O grande problema das emboscadas nocturnas é pôr à prova o nosso sangue-frio. Se não vejamos:

– O riso de uma hiena, quando nos apanha desprevenidos, é como um soco dado no coração. Até as pontas dos cabelos ficam alerta, enquanto não compreendemos o que se passa. Depois o ar que retivemos nos pulmões começa a sair devagar, devagarinho, para não fazermos barulho.

– Um animal a passar na picada põe-nos de arma em riste prontos a fazer fogo, sempre com os nervos tensos. Então compreendemos o que se passa e baixamos as armas. Neste caso tivemos duas desilusões: não são os “turras”, e não podemos fazer fogo para termos carne fresca na manhã seguinte.

– Até uma simples cobra mete medo a um soldado armado, por este não poder utilizar a arma.

Finalmente as nuvens começam a avermelhar.
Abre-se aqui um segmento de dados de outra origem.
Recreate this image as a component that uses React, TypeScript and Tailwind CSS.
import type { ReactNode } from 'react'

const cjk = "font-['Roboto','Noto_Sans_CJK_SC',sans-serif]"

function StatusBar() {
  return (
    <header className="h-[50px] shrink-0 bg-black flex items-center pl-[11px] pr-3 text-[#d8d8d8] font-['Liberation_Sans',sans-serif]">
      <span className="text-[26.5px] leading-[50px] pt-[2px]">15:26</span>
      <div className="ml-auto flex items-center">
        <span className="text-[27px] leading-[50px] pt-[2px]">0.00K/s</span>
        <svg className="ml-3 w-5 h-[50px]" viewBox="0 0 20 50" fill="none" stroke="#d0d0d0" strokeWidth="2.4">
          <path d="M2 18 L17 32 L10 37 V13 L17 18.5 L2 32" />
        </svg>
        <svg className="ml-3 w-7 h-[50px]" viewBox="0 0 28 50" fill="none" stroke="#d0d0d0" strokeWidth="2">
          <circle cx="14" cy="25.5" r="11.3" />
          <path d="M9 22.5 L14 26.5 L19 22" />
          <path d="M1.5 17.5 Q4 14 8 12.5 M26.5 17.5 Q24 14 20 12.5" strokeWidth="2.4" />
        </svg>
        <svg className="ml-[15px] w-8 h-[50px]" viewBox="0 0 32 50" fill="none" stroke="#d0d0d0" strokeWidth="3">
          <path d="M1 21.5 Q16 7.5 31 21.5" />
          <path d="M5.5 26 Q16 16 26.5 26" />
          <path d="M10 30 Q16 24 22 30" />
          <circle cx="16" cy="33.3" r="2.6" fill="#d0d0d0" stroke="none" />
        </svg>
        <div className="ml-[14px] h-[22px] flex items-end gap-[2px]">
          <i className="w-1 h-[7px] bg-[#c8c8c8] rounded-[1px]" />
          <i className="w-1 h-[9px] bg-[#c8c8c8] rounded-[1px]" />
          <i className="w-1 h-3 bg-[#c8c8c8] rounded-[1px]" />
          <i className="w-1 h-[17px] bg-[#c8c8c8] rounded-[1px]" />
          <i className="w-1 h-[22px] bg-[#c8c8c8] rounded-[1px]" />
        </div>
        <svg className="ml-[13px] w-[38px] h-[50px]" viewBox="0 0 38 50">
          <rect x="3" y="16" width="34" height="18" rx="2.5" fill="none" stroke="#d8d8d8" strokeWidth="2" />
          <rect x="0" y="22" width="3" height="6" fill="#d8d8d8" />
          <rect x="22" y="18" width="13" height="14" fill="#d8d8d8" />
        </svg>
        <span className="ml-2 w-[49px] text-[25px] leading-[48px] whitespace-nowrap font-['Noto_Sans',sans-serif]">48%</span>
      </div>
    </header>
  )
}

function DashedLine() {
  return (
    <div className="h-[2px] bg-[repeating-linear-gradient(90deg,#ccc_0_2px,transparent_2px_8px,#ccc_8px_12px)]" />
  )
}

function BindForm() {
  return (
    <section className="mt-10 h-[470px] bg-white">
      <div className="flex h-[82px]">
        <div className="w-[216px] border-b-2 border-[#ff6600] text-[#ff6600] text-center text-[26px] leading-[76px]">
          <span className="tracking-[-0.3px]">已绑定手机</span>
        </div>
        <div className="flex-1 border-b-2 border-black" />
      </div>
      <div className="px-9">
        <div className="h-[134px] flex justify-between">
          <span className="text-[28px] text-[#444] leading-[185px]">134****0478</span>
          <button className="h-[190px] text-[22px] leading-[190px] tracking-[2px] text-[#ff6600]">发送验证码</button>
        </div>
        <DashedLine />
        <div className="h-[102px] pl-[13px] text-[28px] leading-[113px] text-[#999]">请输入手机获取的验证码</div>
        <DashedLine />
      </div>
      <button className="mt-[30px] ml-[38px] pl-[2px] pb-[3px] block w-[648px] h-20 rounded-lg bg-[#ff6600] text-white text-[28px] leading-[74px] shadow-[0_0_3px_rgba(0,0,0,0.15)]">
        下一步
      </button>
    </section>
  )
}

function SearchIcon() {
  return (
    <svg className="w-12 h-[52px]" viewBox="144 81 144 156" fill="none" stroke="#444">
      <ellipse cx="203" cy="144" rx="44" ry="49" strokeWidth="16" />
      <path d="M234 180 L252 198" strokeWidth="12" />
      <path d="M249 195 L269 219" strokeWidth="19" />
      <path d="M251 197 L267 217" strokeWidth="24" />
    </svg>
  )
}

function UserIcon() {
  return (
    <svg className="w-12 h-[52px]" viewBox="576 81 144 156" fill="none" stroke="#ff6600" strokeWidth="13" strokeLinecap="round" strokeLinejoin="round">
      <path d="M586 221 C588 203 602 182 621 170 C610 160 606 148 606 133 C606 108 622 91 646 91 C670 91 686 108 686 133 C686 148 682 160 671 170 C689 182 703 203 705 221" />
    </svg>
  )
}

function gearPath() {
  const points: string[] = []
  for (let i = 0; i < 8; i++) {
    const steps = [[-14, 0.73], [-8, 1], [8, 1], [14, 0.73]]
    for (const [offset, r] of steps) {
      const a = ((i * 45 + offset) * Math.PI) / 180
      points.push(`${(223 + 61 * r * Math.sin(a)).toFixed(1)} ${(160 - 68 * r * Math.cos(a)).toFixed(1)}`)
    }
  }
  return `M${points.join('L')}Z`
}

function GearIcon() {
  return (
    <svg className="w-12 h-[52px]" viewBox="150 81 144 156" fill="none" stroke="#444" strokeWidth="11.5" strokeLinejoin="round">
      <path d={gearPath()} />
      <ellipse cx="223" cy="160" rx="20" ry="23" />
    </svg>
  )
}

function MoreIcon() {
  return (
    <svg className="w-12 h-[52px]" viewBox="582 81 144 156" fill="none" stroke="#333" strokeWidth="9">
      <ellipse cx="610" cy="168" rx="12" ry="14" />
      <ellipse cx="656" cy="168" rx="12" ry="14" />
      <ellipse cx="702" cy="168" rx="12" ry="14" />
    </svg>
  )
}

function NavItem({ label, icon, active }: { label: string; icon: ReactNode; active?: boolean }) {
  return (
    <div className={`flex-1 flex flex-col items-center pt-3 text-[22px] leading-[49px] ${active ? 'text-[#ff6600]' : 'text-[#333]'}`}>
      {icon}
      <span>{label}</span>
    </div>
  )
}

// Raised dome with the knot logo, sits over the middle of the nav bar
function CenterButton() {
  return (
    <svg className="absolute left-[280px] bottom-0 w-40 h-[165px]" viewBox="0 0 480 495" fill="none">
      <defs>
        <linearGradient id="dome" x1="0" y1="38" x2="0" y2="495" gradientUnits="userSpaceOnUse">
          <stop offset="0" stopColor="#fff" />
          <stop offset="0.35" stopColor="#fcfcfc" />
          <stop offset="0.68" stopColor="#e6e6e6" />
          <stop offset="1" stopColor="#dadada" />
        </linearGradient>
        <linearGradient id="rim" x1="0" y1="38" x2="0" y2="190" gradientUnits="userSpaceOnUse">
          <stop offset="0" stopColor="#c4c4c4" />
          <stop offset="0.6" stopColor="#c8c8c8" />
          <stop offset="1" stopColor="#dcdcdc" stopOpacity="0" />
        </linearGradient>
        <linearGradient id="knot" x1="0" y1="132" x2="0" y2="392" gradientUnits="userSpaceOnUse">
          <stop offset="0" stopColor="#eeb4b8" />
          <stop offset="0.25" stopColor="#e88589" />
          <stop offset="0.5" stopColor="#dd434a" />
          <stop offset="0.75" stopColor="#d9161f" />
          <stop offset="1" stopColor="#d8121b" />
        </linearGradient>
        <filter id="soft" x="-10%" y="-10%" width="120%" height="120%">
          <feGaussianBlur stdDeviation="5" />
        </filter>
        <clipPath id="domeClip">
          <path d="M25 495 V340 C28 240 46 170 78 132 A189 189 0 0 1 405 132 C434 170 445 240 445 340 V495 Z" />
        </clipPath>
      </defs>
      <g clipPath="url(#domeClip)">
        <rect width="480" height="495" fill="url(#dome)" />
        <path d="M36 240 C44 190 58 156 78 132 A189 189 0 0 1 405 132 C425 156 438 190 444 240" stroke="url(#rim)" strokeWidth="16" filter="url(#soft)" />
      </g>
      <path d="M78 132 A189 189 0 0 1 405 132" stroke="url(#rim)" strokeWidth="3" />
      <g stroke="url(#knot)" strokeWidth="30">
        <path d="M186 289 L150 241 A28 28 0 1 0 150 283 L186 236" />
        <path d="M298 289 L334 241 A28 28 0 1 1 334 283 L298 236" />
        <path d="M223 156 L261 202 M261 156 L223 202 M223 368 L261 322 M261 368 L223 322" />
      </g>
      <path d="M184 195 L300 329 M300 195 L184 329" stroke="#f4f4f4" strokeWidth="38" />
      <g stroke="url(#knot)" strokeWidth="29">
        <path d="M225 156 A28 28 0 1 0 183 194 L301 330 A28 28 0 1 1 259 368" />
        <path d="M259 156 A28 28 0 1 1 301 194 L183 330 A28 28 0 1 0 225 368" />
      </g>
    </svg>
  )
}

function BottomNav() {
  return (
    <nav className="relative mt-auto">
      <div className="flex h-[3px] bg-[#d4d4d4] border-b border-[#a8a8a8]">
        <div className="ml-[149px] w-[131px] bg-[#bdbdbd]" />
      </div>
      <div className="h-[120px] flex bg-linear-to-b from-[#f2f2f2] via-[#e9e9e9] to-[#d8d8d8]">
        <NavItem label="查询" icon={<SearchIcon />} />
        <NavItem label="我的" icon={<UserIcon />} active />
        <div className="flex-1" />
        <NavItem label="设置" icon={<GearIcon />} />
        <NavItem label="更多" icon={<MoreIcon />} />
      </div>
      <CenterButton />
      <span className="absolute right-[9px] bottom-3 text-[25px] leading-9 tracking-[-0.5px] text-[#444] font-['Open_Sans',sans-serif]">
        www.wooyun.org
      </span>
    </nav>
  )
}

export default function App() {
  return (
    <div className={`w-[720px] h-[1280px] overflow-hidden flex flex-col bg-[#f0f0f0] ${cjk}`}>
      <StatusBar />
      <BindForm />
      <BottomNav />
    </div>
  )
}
Dentro de algum tempo o sol nascerá. É então altura das viaturas nos virem buscar para o acampamento onde podemos comer a bucha e tentar descontrair.
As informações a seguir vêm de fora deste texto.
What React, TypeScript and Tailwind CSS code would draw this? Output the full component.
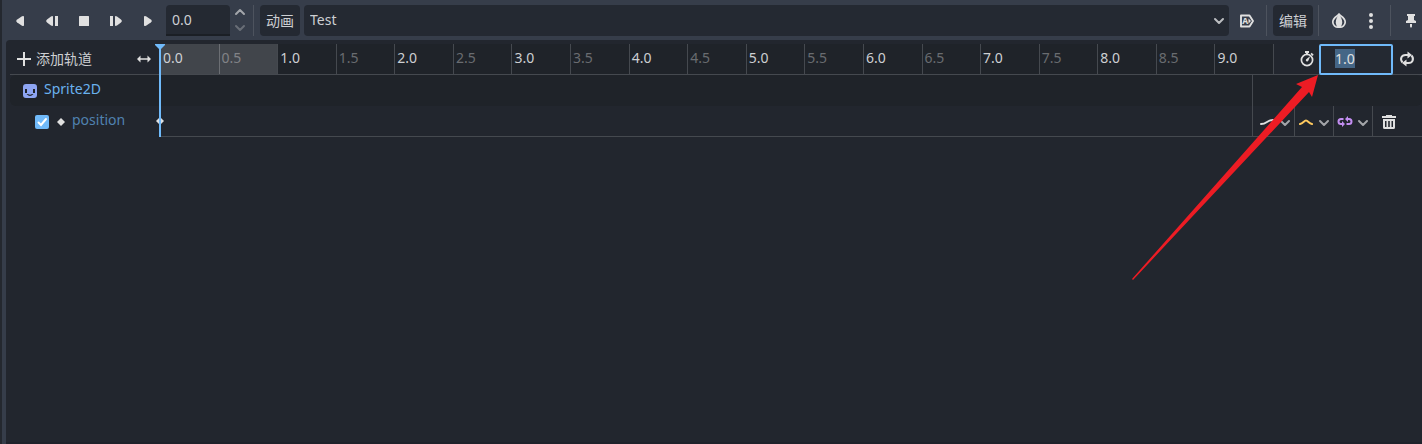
import { useEffect, useRef, type ReactNode } from 'react'
import clsx from 'clsx'

const ticks = Array.from({ length: 19 }, (_, i) => i / 2)

const Icon = ({ children, className }: { children: ReactNode; className?: string }) => (
  <svg viewBox="0 0 16 16" fill="currentColor" aria-hidden="true" className={clsx('size-4 shrink-0', className)}>
    {children}
  </svg>
)

const ChevronIcon = ({ className }: { className?: string }) => (
  <svg viewBox="0 0 12 8" fill="none" stroke="currentColor" strokeWidth="2" strokeLinecap="round" strokeLinejoin="round" aria-hidden="true" className={clsx('shrink-0', className)}>
    <path d="M2 2l4 4 4-4" />
  </svg>
)

const transport = [
  { label: '反向播放', icon: <path d="M4 8l1.2-1.4L10 3.3q2-.8 2 .4v8.6q0 1.2-2 .4L5.200 9.400z" /> },
  { label: '从当前位置反向播放', icon: <path d="M2 8l1-1.500L7 3.400q2-.8 2 .4v8.400q0 1.200-2 .4L3 9.500zM11 3h3v10h-3z" /> },
  { label: '停止', icon: <rect x="3" y="3" width="10" height="10" rx=".5" /> },
  { label: '从当前位置播放', icon: <path d="M14 8l-1-1.500L9 3.400q-2-.8-2 .4v8.400q0 1.200 2 .4L13 9.500zM2 3h3v10H2z" /> },
  { label: '播放', icon: <path d="M12 8l-1.200-1.400L6 3.300q-2-.8-2 .4v8.600q0 1.200 2 .4L10.800 9.400z" /> },
]

const IconButton = ({ label, children, className = 'w-8' }: { label: string; children: ReactNode; className?: string }) => (
  <button type="button" aria-label={label} className={clsx('flex h-full shrink-0 items-center justify-center', className)}>
    {children}
  </button>
)

const Separator = ({ className = 'ml-[3px] mr-[6px]' }: { className?: string }) => (
  <div className={clsx('h-full w-px shrink-0 bg-[#4d535e]', className)} />
)

const Toolbar = () => (
  <div className="flex h-10 items-center pt-[5px] pb-1 pl-[2px] text-[#e0e0e0]">
    {transport.map((item) => (
      <IconButton key={item.label} label={item.label}>
        <Icon>{item.icon}</Icon>
      </IconButton>
    ))}
    <input
      aria-label="当前时间"
      defaultValue="0.0"
      className="ml-[2px] h-full w-16 shrink-0 rounded-t-sm border-b-2 border-[#1b1f25] bg-[#242932] px-1.5 text-[#cdcfd2] outline-none"
    />
    <div className="flex h-full w-5 shrink-0 flex-col items-center justify-between pt-[3px] pb-1 text-[#a3a6ab]">
      <button type="button" aria-label="增加">
        <ChevronIcon className="h-2 w-3 rotate-180" />
      </button>
      <button type="button" aria-label="减少" className="text-[#696e77]">
        <ChevronIcon className="h-2 w-3" />
      </button>
    </div>
    <Separator />
    <button type="button" className="h-full w-10 shrink-0 rounded-sm bg-[#242932] text-[#cdcfd2]">动画</button>
    <div className="ml-1 grid h-full min-w-0 flex-1 items-center">
      <select
        aria-label="动画列表"
        className="col-start-1 row-start-1 h-full w-full appearance-none rounded-sm bg-[#242932] px-1.5 pb-0.5 text-[#cdcfd2] outline-none"
      >
        <option>Test</option>
      </select>
      <ChevronIcon className="pointer-events-none col-start-1 row-start-1 mr-1 h-2 w-3 justify-self-end text-[#bbbdc0]" />
    </div>
    <IconButton label="加载后自动播放" className="ml-[2px] w-8">
      <Icon>
        <path d="M2 2.500h8.500L14 8l-3.500 5.500H2z" fill="none" stroke="currentColor" strokeWidth="1.900" strokeLinejoin="round" />
        <text x="3.200" y="11" fontSize="8.500" fontWeight="700" fontFamily="Noto Sans, sans-serif">A</text>
        <path d="M9.500 5.500L12 8l-2.500 2.500z" />
      </Icon>
    </IconButton>
    <Separator />
    <button type="button" className="h-full w-10 shrink-0 rounded-sm bg-[#242932] text-[#cdcfd2]">编辑</button>
    <Separator className="mr-1 ml-[5px]" />
    <IconButton label="洋葱皮">
      <Icon>
        <path d="M8 1.200C7 3 1.800 4.300 1.800 9c0 3.200 2.700 5.200 5.200 5.200h2c2.500 0 5.200-2 5.200-5.200C14.200 4.300 9 3 8 1.200z" fill="none" stroke="currentColor" strokeWidth="1.700" />
        <path d="M8 1C6 4 4.800 6.500 4.800 9.200 4.800 11.500 5.800 13.500 7 15h2c1.200-1.500 2.200-3.500 2.200-5.800C11.200 6.500 10 4 8 1z" />
      </Icon>
    </IconButton>
    <IconButton label="动画选项">
      <Icon>
        <circle cx="8" cy="2" r="2" />
        <circle cx="8" cy="8" r="2" />
        <circle cx="8" cy="14" r="2" />
      </Icon>
    </IconButton>
    <Separator className="ml-[3px] mr-2" />
    <IconButton label="固定动画播放器" className="w-[23px]">
      <Icon>
        <path d="M4 1h8v2h-1v4l2 1v2H3V8l2-1V3H4zM7 11h2v2.500l-1 1.500-1-1.500z" />
      </Icon>
    </IconButton>
  </div>
)

const TimelineHeader = () => {
  const lengthRef = useRef<HTMLInputElement>(null)

  useEffect(() => {
    lengthRef.current?.focus()
    lengthRef.current?.select()
  }, [])

  return (
    <div className="flex h-[31px] border-b border-[#45494f] bg-[#1f2329] text-[#e0e0e0]">
      <div className="flex w-[150px] shrink-0 items-center justify-between bg-[#22262e] pr-2 pl-1.5">
        <button type="button" className="flex items-center gap-1 text-[#cdcfd2]">
          <Icon className="text-[#e0e0e0]">
            <path d="M7 1h2v6h6v2H9v6H7V9H1V7h6z" />
          </Icon>
          添加轨道
        </button>
        <Icon>
          <path d="M4.500 4.500v2.700h7V4.500L15 8l-3.500 3.500V8.800h-7v2.700L1 8z" />
        </Icon>
      </div>
      <div className="grid min-w-0 flex-1 grid-cols-19">
        {ticks.map((time) => (
          <div
            key={time}
            className={clsx(
              'border-l pt-1 pl-0.5 leading-5',
              time < 1 ? 'border-[#6b6e73] bg-[#41454b]' : 'border-[#45494f]',
              time % 1 === 0 ? 'text-[#cdcfd2]' : time < 1 ? 'text-[#818387]' : 'text-[#696c70]',
            )}
          >
            {time.toFixed(1)}
          </div>
        ))}
      </div>
      <div className="flex w-[149px] shrink-0 items-center justify-end border-l border-[#45494f] bg-[#22262e] pr-[7px]">
        <label htmlFor="length" aria-label="动画长度">
          <Icon>
            <circle cx="8" cy="9" r="5.600" fill="none" stroke="currentColor" strokeWidth="1.700" />
            <path d="M6 0h4v2H9v2H7V2H6zM12.700 1.800l2 2-1.200 1.200-2-2zM7.200 8.200l3.500-2.700.3.300-1.700 3.900a1.300 1.300 0 1 1-2.100-1.500z" />
          </Icon>
        </label>
        <input
          id="length"
          ref={lengthRef}
          defaultValue="1.0"
          className="mr-1.5 ml-1 h-[31px] w-[74px] self-start rounded-xs border-2 border-[#70bafa] bg-[#242932] pb-0.5 pl-3.5 text-[#e0e0e0] outline-none selection:bg-[#456686] selection:text-[#e0e0e0]"
        />
        <button type="button" aria-label="动画循环">
          <Icon>
            <g fill="none" stroke="currentColor" strokeWidth="2">
              <path d="M3.500 11.500C.5 8 2.500 4 6.500 4H9" />
              <path d="M12.500 4.500C15.500 8 13.500 12 9.500 12H7" />
            </g>
            <path d="M8.500.5L13 4 8.500 7.500zM7.500 8.500v7L3 12z" />
          </Icon>
        </button>
      </div>
    </div>
  )
}

const trackModes = [
  {
    label: '更新模式',
    width: 'w-[42px] pl-[6px]',
    icon: <path d="M2 11c6 0 6-4 12-4" fill="none" stroke="#e0e0e0" strokeWidth="2" strokeLinecap="round" />,
  },
  {
    label: '插值模式',
    width: 'w-[39px] pl-[3px]',
    icon: <path d="M2 11c3-.5 4-3.500 6-3.500s3 3 6 3.500" fill="none" stroke="#ffca5f" strokeWidth="2" strokeLinecap="round" />,
  },
  {
    label: '循环包裹模式',
    width: 'w-[39px] pl-[3px]',
    icon: (
      <g fill="#c38ef1">
        <path d="M6.500 6H4a2.500 2.500 0 0 0 0 5h1.500M9.500 11H12a2.500 2.500 0 0 0 0-5h-1.500" fill="none" stroke="#c38ef1" strokeWidth="2" />
        <path d="M5 8l3 3-3 3zM11 3v6L8 6z" />
      </g>
    ),
  },
]

const Tracks = () => (
  <div className="text-[#e0e0e0]">
    <div className="flex h-[31px] rounded-md bg-[#1f2329]">
      <div className="flex min-w-0 flex-1 items-center pl-3">
        <Icon className="text-[#8da5f3]">
          <path
            fillRule="evenodd"
            d="M4 1a3 3 0 0 0-3 3v8a3 3 0 0 0 3 3h8a3 3 0 0 0 3-3V4a3 3 0 0 0-3-3zM3 6h2v4H3zM11 6h2v4h-2zM4.500 11H6q2 1.500 4 0h1.500q-3.500 4-7 0z"
          />
        </Icon>
        <span className="ml-1.5 pb-1 text-[#6ab2ef]">Sprite2D</span>
      </div>
      <div className="w-[170px] shrink-0 border-l border-[#45494f]" />
    </div>
    <div className="flex h-[31px]">
      <div className="flex w-[150px] shrink-0 items-center pl-6">
        <label className="grid size-4 place-items-center">
          <input
            type="checkbox"
            defaultChecked
            aria-label="启用 position 轨道"
            className="col-start-1 row-start-1 size-3.5 appearance-none rounded-xs bg-[#70bafa]"
          />
          <Icon className="pointer-events-none col-start-1 row-start-1 text-white">
            <path d="M4.500 8.500L7 11l5-6" fill="none" stroke="currentColor" strokeWidth="2" strokeLinecap="round" />
          </Icon>
        </label>
        <Icon className="ml-[3px]">
          <path d="M8 4l4 4-4 4-4-4z" />
        </Icon>
        <span className="ml-[3px] pb-1 text-[#5082b0]">position</span>
      </div>
      <div className="flex min-w-0 flex-1 border-b border-[#45494f]">
        <div className="flex flex-1 items-center">
          {/* key at 0.0, centred on the playhead */}
          <Icon className="-ml-2">
            <path d="M8 4l4 4-4 4-4-4z" />
          </Icon>
        </div>
        <div className="flex w-[170px] shrink-0">
          {trackModes.map((mode) => (
            <button
              key={mode.label}
              type="button"
              aria-label={mode.label}
              className={clsx('flex shrink-0 items-center gap-1 border-l border-[#45494f]', mode.width)}
            >
              <Icon>{mode.icon}</Icon>
              <ChevronIcon className="mt-1 h-2 w-3 text-[#a3a5a9]" />
            </button>
          ))}
          <button type="button" aria-label="移除轨道" className="flex flex-1 items-center border-l border-[#45494f] pt-0.5 pl-2">
            <Icon>
              <path d="M5 1h6v1h4v2H1V2h4z" />
              <path fillRule="evenodd" d="M2 5h12v8.500a1.500 1.500 0 0 1-1.500 1.500h-9A1.500 1.500 0 0 1 2 13.500zM4 7v6h1.500V7zM7.200 7v6h1.600V7zM10.500 7v6H12V7z" />
            </Icon>
          </button>
        </div>
      </div>
    </div>
  </div>
)

const App = () => (
  <main className="flex min-h-screen flex-col overflow-hidden border-l-2 border-[#24282f] bg-[#363d4a] font-['Noto_Sans','Noto_Sans_CJK_SC',sans-serif] text-[14px] leading-5">
    <Toolbar />
    <section className="relative ml-1 flex-1 rounded-tl-sm border-b-2 border-[#1f222b] bg-[#22262e] pt-1 pl-1">
      <TimelineHeader />
      <Tracks />
      {/* playhead */}
      <svg viewBox="0 0 10 93" fill="#70bafa" aria-hidden="true" className="pointer-events-none absolute top-1 left-[149px] h-[93px] w-[10px]">
        <path d="M0 0h10v1L6 5v88H4V5L0 1z" />
      </svg>
      <svg viewBox="0 0 190 210" fill="#ed1c24" aria-hidden="true" className="pointer-events-none absolute top-8 right-[100px] h-[210px] w-[190px]">
        <path d="M186 3L164 12l6 3L0 207l1 1L177 20l3 5z" />
      </svg>
    </section>
  </main>
)

export default App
Muitas das vezes esta descontracção consegue-se conversando com o pessoal da companhia, falando de nada, coisas sem importância, outras lendo um “bate estradas”, que embora tendo chegado há uma semana, todos os dias é lido. Outras vezes era o descanso na cama, uma cama militar só com um cobertor, que era lavado quando as nossas unhas ao puxarem-no ficavam cheias de pó e terra. Mas sabia tão bem!

Eu tinha o costume de descansar estendido na cama de barriga para cima, com os braços cruzados sobre o peito. Tantas vezes foram acordadas pelo Sargento Enfermeiro Pereira:

– Ribau sai dessa posição, não posso ver-te assim, pá. Parece que estás morto!

A vida era assim naquele malvado fim do mundo. Uma rotina. Tudo repetido vezes sem conta. Ou operacional, ou de serviço ao acampamento, ou ir à água, ou de “folga” no meio do mato, a 30Km de qualquer outra Companhia.

Raramente recebíamos a visita de companheiros vindos de outros sítios.